Work required:
Select every line holding the word "index" and copy it.

Supplied records:

===============

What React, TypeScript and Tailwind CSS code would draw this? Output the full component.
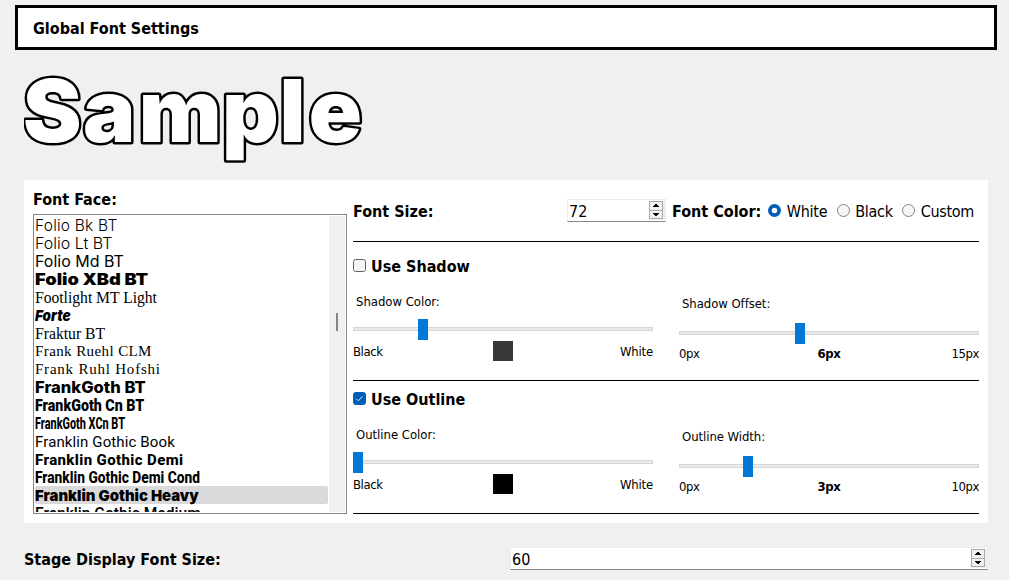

===============

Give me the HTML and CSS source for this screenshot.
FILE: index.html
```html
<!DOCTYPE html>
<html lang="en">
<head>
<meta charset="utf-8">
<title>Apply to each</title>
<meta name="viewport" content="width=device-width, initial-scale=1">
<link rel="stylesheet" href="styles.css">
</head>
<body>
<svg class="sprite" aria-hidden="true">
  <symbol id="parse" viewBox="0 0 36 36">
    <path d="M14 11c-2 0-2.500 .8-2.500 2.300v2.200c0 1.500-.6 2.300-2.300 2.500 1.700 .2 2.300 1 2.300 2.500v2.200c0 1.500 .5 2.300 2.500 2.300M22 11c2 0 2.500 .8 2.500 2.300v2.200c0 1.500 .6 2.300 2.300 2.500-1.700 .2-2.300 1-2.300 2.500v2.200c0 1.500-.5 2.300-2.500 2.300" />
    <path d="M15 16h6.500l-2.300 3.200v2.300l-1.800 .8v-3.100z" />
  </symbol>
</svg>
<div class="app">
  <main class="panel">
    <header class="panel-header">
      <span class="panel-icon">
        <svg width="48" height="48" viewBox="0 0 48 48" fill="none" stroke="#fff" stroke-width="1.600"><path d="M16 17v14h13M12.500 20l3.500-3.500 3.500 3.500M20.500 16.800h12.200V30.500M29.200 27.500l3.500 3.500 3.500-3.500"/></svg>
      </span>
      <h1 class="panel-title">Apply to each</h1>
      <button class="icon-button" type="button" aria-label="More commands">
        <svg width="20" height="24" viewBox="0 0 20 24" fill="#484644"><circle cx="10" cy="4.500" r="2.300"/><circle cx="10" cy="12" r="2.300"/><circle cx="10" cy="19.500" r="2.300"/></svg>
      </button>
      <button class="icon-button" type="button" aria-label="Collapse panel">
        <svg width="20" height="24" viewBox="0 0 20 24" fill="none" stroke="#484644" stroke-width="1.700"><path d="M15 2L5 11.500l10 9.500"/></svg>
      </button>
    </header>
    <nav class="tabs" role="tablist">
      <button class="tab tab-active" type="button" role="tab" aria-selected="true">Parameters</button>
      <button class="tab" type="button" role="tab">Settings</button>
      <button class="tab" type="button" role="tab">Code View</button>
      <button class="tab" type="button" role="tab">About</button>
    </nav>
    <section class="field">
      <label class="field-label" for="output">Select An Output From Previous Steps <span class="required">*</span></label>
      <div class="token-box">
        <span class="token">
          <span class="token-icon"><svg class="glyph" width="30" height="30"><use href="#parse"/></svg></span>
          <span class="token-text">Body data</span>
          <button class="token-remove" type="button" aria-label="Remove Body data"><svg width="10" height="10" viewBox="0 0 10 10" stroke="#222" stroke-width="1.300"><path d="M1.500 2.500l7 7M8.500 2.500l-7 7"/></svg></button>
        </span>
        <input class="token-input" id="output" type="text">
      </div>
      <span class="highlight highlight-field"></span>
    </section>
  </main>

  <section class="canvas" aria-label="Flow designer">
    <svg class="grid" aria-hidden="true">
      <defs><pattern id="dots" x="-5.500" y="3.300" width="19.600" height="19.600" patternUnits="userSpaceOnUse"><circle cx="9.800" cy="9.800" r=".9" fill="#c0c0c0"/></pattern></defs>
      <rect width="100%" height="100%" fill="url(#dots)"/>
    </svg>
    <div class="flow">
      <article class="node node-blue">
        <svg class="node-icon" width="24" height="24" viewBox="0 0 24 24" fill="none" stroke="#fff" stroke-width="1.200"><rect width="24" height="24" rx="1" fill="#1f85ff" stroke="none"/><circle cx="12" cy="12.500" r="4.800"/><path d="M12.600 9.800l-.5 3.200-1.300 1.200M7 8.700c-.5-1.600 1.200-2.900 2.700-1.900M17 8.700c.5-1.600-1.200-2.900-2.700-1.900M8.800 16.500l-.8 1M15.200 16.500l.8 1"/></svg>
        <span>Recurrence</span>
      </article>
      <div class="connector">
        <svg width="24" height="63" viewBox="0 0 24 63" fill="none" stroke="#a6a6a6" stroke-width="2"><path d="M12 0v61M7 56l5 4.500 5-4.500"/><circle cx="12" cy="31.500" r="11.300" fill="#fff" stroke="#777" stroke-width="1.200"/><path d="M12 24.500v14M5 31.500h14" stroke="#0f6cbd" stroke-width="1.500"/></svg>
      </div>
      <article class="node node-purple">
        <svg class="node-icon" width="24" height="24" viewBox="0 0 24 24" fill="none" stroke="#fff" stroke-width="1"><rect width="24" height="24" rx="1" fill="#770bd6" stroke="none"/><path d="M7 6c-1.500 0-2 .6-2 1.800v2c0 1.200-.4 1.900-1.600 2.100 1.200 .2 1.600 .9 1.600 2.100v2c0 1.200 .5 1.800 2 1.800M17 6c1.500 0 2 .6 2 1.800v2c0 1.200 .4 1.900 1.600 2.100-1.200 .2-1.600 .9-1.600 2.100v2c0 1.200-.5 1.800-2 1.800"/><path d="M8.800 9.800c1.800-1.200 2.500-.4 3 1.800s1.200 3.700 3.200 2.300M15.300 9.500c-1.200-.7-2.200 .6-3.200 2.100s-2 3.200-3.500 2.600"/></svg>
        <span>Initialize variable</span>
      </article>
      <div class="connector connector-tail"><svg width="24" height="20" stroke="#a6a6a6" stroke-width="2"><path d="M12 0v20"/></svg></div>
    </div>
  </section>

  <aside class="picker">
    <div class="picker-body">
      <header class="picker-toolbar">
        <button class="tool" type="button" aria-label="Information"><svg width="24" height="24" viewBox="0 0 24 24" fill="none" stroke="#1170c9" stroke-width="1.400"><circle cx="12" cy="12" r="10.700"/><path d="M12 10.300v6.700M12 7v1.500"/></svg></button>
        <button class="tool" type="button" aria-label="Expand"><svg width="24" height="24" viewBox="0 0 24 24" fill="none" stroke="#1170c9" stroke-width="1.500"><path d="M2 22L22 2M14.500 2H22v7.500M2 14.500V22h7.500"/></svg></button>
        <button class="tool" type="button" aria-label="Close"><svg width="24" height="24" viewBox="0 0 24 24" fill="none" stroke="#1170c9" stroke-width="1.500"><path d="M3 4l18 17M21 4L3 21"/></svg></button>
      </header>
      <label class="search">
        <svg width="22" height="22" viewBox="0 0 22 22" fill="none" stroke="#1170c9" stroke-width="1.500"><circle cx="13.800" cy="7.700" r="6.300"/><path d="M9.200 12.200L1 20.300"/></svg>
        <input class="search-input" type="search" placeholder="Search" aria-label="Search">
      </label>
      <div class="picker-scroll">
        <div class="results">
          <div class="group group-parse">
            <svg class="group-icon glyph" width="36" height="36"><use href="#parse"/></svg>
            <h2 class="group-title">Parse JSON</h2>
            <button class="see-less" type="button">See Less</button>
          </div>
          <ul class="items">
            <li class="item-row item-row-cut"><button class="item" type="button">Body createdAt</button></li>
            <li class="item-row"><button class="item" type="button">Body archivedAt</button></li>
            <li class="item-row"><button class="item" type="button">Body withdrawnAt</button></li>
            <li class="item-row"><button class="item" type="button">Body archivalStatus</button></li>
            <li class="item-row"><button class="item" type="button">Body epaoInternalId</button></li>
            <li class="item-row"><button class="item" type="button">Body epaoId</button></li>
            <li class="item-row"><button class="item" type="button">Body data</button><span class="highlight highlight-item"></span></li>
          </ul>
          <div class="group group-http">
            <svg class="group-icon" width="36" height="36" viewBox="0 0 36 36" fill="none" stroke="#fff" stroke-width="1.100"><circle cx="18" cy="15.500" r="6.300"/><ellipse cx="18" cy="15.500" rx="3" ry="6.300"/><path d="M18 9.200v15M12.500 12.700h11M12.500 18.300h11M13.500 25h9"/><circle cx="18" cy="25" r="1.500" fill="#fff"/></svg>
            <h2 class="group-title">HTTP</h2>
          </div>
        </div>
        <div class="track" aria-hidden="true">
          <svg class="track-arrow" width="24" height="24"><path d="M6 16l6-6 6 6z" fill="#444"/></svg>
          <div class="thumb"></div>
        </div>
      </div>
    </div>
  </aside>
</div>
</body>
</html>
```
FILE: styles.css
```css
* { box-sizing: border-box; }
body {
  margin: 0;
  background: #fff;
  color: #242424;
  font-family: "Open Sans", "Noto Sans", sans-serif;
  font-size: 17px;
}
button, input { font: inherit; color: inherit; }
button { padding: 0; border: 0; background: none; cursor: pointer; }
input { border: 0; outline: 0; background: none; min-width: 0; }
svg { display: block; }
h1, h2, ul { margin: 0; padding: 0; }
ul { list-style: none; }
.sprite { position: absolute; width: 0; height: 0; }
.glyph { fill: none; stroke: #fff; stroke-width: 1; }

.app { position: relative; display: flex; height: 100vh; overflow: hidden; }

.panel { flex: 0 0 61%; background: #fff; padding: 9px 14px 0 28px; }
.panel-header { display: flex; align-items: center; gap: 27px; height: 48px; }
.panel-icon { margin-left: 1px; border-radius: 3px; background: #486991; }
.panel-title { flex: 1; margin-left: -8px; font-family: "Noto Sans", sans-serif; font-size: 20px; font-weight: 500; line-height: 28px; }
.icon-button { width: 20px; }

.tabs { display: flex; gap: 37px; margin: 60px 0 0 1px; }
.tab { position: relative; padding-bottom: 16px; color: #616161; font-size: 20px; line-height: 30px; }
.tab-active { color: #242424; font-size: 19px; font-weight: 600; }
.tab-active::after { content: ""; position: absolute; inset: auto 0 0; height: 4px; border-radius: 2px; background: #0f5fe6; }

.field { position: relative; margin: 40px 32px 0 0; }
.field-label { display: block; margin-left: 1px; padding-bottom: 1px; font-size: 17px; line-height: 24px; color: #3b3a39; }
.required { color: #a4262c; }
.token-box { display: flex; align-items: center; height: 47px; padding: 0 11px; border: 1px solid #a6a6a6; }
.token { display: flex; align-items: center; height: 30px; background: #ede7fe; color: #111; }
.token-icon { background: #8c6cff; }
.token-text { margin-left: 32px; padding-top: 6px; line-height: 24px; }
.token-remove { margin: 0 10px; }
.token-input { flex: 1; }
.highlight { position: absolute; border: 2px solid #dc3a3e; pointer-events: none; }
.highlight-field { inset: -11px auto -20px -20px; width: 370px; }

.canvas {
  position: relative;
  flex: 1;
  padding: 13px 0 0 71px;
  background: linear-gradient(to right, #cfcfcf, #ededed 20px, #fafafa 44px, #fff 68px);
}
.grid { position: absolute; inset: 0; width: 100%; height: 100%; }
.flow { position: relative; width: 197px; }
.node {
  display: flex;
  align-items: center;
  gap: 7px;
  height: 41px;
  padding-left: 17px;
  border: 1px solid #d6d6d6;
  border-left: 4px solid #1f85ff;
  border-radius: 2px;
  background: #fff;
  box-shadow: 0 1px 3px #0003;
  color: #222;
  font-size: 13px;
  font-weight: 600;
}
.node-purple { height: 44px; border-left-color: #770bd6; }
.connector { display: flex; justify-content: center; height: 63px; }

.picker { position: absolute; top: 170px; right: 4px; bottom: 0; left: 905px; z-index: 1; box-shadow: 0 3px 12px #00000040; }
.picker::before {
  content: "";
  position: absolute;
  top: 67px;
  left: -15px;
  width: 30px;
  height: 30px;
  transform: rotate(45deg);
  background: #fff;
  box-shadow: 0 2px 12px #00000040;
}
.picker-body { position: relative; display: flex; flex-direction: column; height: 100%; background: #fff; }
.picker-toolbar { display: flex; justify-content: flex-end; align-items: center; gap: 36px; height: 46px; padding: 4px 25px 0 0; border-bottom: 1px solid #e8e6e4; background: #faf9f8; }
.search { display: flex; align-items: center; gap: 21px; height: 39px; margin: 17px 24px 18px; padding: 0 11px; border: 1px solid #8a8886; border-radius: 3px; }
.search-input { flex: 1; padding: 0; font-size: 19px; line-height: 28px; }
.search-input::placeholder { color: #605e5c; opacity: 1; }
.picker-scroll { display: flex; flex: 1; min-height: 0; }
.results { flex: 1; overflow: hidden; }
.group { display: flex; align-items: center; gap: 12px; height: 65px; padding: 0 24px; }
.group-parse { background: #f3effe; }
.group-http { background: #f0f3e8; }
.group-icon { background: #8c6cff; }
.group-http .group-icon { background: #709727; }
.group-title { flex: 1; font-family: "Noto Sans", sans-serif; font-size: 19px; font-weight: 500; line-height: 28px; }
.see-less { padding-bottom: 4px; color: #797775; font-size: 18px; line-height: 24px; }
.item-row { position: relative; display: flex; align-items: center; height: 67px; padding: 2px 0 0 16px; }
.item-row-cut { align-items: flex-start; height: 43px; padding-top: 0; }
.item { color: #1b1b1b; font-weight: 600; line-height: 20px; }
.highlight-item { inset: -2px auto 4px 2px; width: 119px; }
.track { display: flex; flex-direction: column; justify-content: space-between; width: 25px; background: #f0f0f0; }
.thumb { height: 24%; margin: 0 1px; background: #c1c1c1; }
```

===============

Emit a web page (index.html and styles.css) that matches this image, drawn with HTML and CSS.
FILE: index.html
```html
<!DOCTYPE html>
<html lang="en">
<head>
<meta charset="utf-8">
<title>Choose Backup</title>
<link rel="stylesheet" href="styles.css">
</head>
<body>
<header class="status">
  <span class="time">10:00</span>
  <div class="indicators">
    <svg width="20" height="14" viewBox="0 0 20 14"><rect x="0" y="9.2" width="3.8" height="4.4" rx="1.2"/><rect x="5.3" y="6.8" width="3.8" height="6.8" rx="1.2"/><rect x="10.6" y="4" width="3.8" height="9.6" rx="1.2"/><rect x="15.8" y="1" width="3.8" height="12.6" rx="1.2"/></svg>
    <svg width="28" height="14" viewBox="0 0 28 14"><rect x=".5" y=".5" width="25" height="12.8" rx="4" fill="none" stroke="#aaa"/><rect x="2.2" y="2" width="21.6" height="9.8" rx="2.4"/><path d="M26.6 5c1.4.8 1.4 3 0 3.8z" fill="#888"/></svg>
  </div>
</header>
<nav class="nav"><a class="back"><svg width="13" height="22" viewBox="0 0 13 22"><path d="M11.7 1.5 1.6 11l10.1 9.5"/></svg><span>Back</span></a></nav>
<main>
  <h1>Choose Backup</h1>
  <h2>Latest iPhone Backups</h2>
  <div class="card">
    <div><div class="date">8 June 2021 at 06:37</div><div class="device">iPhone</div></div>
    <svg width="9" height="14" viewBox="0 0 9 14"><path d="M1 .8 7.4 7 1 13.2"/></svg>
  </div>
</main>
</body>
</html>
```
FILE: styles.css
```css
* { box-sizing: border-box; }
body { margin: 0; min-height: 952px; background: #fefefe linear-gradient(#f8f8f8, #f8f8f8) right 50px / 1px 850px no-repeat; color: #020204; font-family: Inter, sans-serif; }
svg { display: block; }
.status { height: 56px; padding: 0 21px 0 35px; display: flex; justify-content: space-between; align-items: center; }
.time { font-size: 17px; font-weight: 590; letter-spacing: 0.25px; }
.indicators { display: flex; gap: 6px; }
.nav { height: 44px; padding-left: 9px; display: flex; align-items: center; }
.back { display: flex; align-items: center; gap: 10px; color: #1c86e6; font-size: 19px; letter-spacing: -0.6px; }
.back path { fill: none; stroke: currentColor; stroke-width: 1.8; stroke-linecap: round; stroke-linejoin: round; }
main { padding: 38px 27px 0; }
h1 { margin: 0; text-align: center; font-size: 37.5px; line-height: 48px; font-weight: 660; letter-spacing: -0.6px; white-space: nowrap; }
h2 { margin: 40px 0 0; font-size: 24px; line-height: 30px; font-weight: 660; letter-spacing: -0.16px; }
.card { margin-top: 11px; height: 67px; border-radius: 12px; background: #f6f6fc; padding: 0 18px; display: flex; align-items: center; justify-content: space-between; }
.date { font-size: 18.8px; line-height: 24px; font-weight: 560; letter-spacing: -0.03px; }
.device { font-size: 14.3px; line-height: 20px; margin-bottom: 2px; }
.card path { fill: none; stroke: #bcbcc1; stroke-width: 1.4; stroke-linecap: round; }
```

===============

Response to this exercise:
FILE: index.html
.picker { position: absolute; top: 170px; right: 4px; bottom: 0; left: 905px; z-index: 1; box-shadow: 0 3px 12px #00000040; }
Emit a web page (index.html and styles.css) that matches this image, drawn with HTML and CSS.
FILE: index.html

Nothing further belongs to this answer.